The big-screen version itself was originally set to be released on October 11, 2019, but was later postponed to July 24, 2020. Then the COVID-19 pandemic happened last year, forcing cinemas to shut down for months to curb the spread of the coronavirus. And just like most major Hollywood films that were slated for a 2020 release, ‘Jungle Cruise’ fell victim to the pandemic too. Now that the film is finally released not only in theaters but also on Disney+ via Premier Access, here lies an all-important question: Is ‘Jungle Cruise’ worth the wait after all the delay?
Well, I hate to say this but the film is surprisingly a disappointment. Considering this is Jaume Collet-Serra’s first foray into the big-budget studio picture, it should have been something worth looking forward to. Besides, this is the same Spanish-American filmmaker who gave us some of Liam Neeson’s most entertaining thrillers such as ‘Non Stop’ (2014) and ‘The Commuter’ (2018) as well as the gripping shark thriller ‘The Shallows’ (2016) starring Blake Lively.
Before we get to the things that go wrong in ‘Jungle Cruise’, here’s what the film is all about: Set in 1916 at the height of World War I, the story follows a scientist/explorer Lily (Emily Blunt) and her brother MacGregor (Jack Whitehall) on a quest to search for the magic flower capable of curing all kinds of illnesses. But she’s not the only one as a scheming German prince Joachim (Jesse Plemons) happens to look for the same flower as well. In order to locate the flower, Lily hires a riverboat guide named Frank Wolff (Dwayne Johnson) to take them deep into the Amazonian jungle. From there, they face all sorts of troubles throughout their ride and of course, a lot of obligatory bickerings between Lily and Frank. And speaking of troubles, ‘Jungle Cruise’ also includes an obvious nod straight out from ‘Pirates of the Caribbean’, where they encounter undead Spanish conquistadors instead of pirates led by Edgar Ramirez as Aguirre.

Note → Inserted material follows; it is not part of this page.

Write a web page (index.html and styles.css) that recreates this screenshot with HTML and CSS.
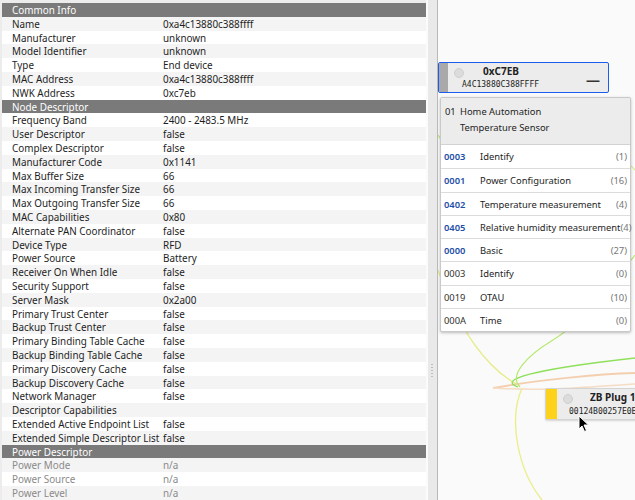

Drawing inspirations from some of the most recognizable action-adventure films ranging from 1951’s ‘The African Queen’ to 1981’s ‘Raiders of the Lost Ark’ and even 1999’s ‘The Mummy’ and of course, the aforementioned ‘Pirates of the Caribbean’, ‘Jungle Cruise’ could have been a potentially great fun ride. But Collet-Serra could only muster a few sporadically entertaining moments, notably, a ladder scene that happens early in the film and another scene involving a riverboat navigating through the white water rapids. And given the fact that he’s been granted a huge US$200 million budget at his disposal, most of the CGI in this film either looks spotty or too obvious (Frank’s pet jaguar, Proxima immediately comes to mind). Even the Amazon jungle setting relies heavily on digital fakery, making almost everything here lacks the palpable — high-stakes scenario desperately needed for this kind of action-adventure film.

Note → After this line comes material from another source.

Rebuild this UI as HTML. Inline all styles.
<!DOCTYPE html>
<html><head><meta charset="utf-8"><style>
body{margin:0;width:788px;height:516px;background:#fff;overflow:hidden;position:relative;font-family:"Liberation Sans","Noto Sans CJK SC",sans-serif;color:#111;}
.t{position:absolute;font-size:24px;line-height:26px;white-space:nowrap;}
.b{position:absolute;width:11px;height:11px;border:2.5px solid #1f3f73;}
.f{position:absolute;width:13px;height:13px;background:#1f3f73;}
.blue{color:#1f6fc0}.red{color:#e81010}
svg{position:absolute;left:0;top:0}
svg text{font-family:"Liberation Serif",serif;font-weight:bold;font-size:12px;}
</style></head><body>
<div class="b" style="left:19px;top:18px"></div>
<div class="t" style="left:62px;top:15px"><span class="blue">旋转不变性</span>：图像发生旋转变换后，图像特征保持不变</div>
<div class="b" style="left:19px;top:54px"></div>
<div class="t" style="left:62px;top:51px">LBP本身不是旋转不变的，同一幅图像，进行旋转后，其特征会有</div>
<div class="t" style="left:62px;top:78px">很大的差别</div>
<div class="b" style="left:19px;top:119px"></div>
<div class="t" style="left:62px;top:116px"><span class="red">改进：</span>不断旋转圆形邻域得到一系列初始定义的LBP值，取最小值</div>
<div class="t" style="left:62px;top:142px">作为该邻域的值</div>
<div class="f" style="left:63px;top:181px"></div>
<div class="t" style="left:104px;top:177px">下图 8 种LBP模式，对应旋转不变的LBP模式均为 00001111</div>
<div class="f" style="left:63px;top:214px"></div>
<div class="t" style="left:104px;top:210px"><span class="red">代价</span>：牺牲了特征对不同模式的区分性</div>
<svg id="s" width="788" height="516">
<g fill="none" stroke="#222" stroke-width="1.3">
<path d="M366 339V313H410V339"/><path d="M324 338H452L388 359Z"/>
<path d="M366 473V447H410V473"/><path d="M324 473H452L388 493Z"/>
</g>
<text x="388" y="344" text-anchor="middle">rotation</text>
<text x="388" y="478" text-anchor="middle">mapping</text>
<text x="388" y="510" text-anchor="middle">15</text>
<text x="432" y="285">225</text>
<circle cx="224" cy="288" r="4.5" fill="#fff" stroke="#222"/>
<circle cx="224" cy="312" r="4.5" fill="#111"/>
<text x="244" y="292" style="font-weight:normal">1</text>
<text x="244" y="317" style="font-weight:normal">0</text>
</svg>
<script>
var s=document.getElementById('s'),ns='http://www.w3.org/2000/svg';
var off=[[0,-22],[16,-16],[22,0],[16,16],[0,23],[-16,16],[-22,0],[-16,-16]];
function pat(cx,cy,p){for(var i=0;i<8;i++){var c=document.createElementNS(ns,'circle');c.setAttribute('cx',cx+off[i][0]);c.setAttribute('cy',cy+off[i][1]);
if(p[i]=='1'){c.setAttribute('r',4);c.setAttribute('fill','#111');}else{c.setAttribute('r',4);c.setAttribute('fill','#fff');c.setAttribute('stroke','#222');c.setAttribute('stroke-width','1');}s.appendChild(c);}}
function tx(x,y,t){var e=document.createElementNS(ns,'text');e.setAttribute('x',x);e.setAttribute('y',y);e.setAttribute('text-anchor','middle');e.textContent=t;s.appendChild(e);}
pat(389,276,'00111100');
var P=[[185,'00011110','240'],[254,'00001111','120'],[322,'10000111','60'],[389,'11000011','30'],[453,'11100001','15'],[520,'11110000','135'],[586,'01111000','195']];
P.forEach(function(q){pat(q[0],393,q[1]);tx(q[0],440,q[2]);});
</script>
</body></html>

‘Jungle Cruise’ also runs too long at a little over two hours and it doesn’t help when the story — credited to Michael Green (‘Logan’, ‘Murder on the Orient Express’), Glenn Ficarra and John Requa (‘Bad Santa’, ‘I Love You Phillip Morris’) — is nothing more than a generic action-adventure that shamelessly rips off from other like-minded genre films. While ‘Jungle Cruise’ does take an unexpected turn halfway through the film, the element of surprise is rather short-lived as it continues to face a bumpy ride. A shorter length, say around 90-100 minutes top and a tighter pace would have been benefited the film more.
If there are any consolations worth mentioning in this film, at least Emily Blunt and Dwayne Johnson share great chemistry as an odd couple. They even reminded me of Michael Douglas and Kathleen Turner in 1984’s ‘Romancing the Stone’ and Brendan Fraser and Rachel Weisz in ‘The Mummy’. Blunt is particularly a scene-stealer with her feisty turn as Lily. Jack Whitehall delivers a decent comic relief as Lily’s “wimpy” brother, MacGregor while Jesse Plemons’ villainous turn with a bizarre German accent as Prince Joachim has his few fun moments here. Too bad for Edgar Ramirez’s role as the leader of the undead Spanish conquistador and Paul Giamatti, who plays a harbormaster, are both sadly underused.